Beispiele, in denen Umlaute mit einem kleinen "e" dargestellt werden.

Von der Kurrentschrift ist heute nur noch eine kleine Spur vorhanden: Die Umlautpunkte auf „ä“, „ö“ und „ü“ sind daraus entstanden, dass früher ein kleines „e“ über die Buchstaben „a“, „o“ und „u“ geschrieben bzw. gedruckt wurde, um „ae“, „oe“ oder „ue“ auszudrücken. Das kleine „e“ besteht in Kurrent vor allem aus zwei kleinen Strichen, die irgendwann allein übrig blieben und sich dann noch weiter zu Punkten reduziert haben.

Historiker*innen müssen für die Lektüre frühneuzeitlicher Quellen auf beide Schriftsysteme – die gebrochenen Schriften Fraktur und Kurrent sowie die „runden“ Antiquaschriften vorbereitet sein, auch wenn die Relevanz von Kurrent (bzw.
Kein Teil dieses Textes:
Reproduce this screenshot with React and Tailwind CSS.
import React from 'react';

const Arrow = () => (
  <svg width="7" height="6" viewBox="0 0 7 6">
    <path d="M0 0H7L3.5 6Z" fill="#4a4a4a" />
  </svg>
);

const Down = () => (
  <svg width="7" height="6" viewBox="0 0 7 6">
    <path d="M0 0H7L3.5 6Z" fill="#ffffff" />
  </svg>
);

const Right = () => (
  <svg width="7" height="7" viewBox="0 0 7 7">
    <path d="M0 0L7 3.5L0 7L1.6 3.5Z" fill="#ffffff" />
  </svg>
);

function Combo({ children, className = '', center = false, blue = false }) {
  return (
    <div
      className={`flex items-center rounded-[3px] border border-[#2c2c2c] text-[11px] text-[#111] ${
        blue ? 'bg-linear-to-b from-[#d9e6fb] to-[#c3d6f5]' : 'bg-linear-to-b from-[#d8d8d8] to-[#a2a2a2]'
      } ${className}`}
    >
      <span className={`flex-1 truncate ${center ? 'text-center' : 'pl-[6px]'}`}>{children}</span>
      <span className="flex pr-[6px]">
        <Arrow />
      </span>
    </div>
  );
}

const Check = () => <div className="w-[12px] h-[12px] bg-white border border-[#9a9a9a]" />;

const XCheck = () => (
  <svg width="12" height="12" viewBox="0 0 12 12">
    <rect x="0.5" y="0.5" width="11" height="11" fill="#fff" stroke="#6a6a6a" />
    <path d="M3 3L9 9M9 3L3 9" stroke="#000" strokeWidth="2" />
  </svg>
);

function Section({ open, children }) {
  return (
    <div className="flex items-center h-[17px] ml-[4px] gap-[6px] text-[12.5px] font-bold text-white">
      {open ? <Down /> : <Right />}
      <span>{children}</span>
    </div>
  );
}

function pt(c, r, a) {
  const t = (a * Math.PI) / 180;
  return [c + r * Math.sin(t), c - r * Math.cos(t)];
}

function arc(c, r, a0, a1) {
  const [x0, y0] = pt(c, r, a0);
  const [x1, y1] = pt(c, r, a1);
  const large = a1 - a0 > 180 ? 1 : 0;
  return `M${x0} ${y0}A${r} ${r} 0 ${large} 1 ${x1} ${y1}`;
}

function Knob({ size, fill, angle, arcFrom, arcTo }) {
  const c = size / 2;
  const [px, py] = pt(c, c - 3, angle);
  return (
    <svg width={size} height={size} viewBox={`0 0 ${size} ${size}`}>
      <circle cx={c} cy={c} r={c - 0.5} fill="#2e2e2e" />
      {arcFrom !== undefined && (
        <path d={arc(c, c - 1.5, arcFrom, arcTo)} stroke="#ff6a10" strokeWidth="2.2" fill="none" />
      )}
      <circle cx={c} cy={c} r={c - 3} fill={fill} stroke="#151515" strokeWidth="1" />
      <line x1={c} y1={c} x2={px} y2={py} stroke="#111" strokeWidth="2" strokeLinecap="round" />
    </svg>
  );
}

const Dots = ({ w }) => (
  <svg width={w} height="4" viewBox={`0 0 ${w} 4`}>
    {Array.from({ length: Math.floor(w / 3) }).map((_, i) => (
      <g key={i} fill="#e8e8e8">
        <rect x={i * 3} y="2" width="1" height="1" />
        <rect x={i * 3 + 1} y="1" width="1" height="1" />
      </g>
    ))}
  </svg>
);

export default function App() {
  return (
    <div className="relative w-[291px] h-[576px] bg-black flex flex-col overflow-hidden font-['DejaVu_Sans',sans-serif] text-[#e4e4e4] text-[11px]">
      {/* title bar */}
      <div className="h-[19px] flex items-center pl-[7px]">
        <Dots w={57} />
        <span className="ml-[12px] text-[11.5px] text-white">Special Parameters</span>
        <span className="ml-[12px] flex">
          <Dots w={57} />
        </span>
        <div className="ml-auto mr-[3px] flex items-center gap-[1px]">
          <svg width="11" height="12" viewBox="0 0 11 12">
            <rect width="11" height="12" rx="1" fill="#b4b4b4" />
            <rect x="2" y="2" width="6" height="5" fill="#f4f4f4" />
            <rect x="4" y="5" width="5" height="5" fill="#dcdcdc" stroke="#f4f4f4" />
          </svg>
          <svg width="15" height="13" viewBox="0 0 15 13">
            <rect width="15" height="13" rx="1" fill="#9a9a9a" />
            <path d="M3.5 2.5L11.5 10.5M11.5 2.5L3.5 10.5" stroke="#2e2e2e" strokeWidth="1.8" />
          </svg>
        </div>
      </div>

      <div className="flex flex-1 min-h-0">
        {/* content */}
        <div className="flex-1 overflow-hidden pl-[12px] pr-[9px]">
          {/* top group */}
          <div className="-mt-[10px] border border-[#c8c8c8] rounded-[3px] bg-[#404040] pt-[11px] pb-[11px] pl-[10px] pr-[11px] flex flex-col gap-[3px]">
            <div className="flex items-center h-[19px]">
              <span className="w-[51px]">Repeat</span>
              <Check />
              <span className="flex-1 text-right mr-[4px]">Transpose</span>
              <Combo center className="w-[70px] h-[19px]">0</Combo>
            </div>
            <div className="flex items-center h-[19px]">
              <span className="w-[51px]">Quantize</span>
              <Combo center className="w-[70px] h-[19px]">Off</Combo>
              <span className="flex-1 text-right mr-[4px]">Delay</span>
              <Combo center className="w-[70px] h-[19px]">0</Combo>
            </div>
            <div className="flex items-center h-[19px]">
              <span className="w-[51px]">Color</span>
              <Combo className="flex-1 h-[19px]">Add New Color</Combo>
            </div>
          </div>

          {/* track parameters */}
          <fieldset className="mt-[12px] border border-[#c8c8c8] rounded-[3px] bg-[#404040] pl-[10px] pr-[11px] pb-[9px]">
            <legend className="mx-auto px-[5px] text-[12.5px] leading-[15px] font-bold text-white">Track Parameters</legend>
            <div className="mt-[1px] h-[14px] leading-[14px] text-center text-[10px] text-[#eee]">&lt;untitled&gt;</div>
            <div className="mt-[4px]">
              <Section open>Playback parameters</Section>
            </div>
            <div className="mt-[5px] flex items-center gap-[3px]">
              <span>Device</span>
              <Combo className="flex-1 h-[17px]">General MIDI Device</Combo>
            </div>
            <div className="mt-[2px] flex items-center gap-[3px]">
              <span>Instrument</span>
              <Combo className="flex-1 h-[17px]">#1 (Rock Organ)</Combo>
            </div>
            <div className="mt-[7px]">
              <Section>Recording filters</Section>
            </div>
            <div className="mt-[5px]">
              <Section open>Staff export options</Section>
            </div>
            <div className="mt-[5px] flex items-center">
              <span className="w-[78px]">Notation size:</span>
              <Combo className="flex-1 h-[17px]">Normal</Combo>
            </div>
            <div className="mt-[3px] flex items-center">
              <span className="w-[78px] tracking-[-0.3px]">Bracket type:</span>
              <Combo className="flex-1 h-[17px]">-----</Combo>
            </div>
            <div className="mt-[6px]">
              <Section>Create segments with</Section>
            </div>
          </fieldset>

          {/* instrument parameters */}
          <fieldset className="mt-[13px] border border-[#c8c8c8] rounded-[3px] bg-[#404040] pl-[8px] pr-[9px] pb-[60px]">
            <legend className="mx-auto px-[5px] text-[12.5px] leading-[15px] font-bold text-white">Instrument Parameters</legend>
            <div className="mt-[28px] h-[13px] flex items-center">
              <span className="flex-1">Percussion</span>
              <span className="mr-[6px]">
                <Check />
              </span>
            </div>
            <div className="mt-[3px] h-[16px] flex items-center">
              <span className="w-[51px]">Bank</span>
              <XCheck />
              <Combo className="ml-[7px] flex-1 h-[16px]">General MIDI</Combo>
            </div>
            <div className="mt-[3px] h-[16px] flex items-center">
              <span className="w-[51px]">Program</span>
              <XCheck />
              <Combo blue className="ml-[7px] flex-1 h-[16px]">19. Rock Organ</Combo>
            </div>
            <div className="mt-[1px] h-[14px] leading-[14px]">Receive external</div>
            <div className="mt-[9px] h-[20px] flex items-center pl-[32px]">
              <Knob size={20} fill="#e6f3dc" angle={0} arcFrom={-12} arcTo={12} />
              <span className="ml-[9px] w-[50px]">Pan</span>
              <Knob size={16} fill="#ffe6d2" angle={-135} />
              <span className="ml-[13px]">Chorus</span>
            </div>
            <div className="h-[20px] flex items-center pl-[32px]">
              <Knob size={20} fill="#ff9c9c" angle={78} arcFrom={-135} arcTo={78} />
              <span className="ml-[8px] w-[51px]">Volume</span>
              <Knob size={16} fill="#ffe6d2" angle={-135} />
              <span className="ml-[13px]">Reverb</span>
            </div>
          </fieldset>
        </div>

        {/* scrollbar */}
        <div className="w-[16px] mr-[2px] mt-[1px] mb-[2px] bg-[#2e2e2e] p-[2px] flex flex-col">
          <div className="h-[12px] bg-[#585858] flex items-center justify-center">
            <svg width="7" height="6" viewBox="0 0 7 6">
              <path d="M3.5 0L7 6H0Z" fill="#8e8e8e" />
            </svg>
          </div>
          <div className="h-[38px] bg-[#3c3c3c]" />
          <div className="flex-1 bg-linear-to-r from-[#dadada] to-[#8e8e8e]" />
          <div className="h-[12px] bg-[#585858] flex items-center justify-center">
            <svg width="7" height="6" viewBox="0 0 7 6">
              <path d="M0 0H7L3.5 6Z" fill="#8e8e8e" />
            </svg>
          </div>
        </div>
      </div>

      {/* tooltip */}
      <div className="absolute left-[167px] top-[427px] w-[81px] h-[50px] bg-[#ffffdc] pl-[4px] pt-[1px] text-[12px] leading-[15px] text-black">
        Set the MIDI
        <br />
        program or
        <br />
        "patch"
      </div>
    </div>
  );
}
Sütterlin) und Fraktur im heutigen Alltag kaum noch vorhanden ist – zum Glück gibt es viel überliefertes Material zum Üben.

 

Lektürehinweise:

Emich, Birgit, Geschichte der Frühen Neuzeit (1500–1800) studieren, 2. Auflage, München 2019, S. 152–154.

Brandt, Ahasver von, Werkzeug des Historikers, 17. Auflage, Stuttgart 2007, S. 70–79.

Gutzwiller, Hellmut, Die Entwicklung der Schrift in der Neuzeit, in: Archiv für Diplomatik, Schriftgeschichte, Siegel- und Wappenkunde 38 (1992), S. 381–488.

Killius, Christina, Die Antiqua-Fraktur-Debatte um 1800 und ihre historische Herleitung, Wiesbaden 1999 (= Mainzer Studien zur Buchwissenschaft, Bd. 7).

Hartmann, Silvia, Fraktur oder Antiqua. Der Schriftstreit von 1881 bis 1941, 2. Auflage, Frankfurt am Main 1999 (= Theorie und Vermittlung der Sprache, Bd. 28).